**RECORDED DATA**
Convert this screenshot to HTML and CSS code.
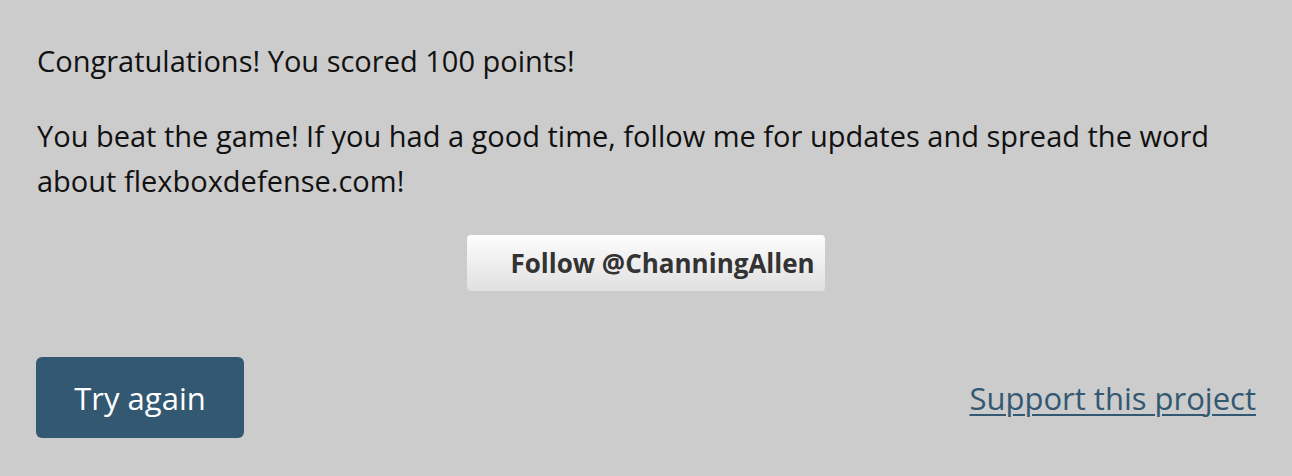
FILE: index.html
```html
<!DOCTYPE html>
<html>
<head>
<meta charset="utf-8">
<link rel="stylesheet" href="styles.css">
</head>
<body>
<main class="panel">
  <p class="msg first">Congratulations! You scored 100 points!</p>
  <p class="msg">You beat the game! If you had a good time, follow me for updates and spread the word about flexboxdefense.com!</p>
  <div class="follow-row">
    <a class="follow" href="#">Follow @ChanningAllen</a>
  </div>
  <div class="actions">
    <button class="retry">Try again</button>
    <a class="support" href="#">Support this project</a>
  </div>
</main>
</body>
</html>
```
FILE: styles.css
```css
html, body {
  margin: 0;
  padding: 0;
  background: #cccccc;
}
body {
  font-family: "Open Sans", "Noto Sans", sans-serif;
  color: #111;
}
.panel {
  padding: 38px 36px 0 37px;
  display: flex;
  flex-direction: column;
}
.msg {
  margin: 0;
  font-size: 29px;
  line-height: 45px;
}
.first {
  margin-bottom: 30px;
}
.follow-row {
  display: flex;
  justify-content: center;
  margin-top: 32px;
}
.follow {
  display: block;
  width: 358px;
  height: 56px;
  box-sizing: border-box;
  padding-left: 44px;
  border-radius: 4px;
  background: linear-gradient(#fdfdfd, #e0e0e0);
  color: #333;
  font-weight: bold;
  font-size: 26px;
  line-height: 56px;
  text-decoration: none;
  margin-left: -2px;
}
.actions {
  margin-top: 66px;
  display: flex;
  justify-content: space-between;
  align-items: center;
}
.retry {
  width: 208px;
  height: 81px;
  margin-left: -1px;
  border: none;
  border-radius: 6px;
  background: #325872;
  color: #fff;
  font-family: inherit;
  font-size: 31px;
  padding: 0;
}
.support {
  color: #325872;
  font-size: 31px;
  text-decoration: underline;
  text-underline-offset: 4px;
  text-decoration-thickness: 2px;
}
```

**EXERCISE BRIEF**
Leave out the pictures and copy the rest of the material above exactly.

**EXERCISE OUTPUT**
Convert this screenshot to HTML and CSS code.
FILE: index.html
```html
<!DOCTYPE html>
<html>
<head>
<meta charset="utf-8">
<link rel="stylesheet" href="styles.css">
</head>
<body>
<main class="panel">
  <p class="msg first">Congratulations! You scored 100 points!</p>
  <p class="msg">You beat the game! If you had a good time, follow me for updates and spread the word about flexboxdefense.com!</p>
  <div class="follow-row">
    <a class="follow" href="#">Follow @ChanningAllen</a>
  </div>
  <div class="actions">
    <button class="retry">Try again</button>
    <a class="support" href="#">Support this project</a>
  </div>
</main>
</body>
</html>
```
FILE: styles.css
```css
html, body {
  margin: 0;
  padding: 0;
  background: #cccccc;
}
body {
  font-family: "Open Sans", "Noto Sans", sans-serif;
  color: #111;
}
.panel {
  padding: 38px 36px 0 37px;
  display: flex;
  flex-direction: column;
}
.msg {
  margin: 0;
  font-size: 29px;
  line-height: 45px;
}
.first {
  margin-bottom: 30px;
}
.follow-row {
  display: flex;
  justify-content: center;
  margin-top: 32px;
}
.follow {
  display: block;
  width: 358px;
  height: 56px;
  box-sizing: border-box;
  padding-left: 44px;
  border-radius: 4px;
  background: linear-gradient(#fdfdfd, #e0e0e0);
  color: #333;
  font-weight: bold;
  font-size: 26px;
  line-height: 56px;
  text-decoration: none;
  margin-left: -2px;
}
.actions {
  margin-top: 66px;
  display: flex;
  justify-content: space-between;
  align-items: center;
}
.retry {
  width: 208px;
  height: 81px;
  margin-left: -1px;
  border: none;
  border-radius: 6px;
  background: #325872;
  color: #fff;
  font-family: inherit;
  font-size: 31px;
  padding: 0;
}
.support {
  color: #325872;
  font-size: 31px;
  text-decoration: underline;
  text-underline-offset: 4px;
  text-decoration-thickness: 2px;
}
```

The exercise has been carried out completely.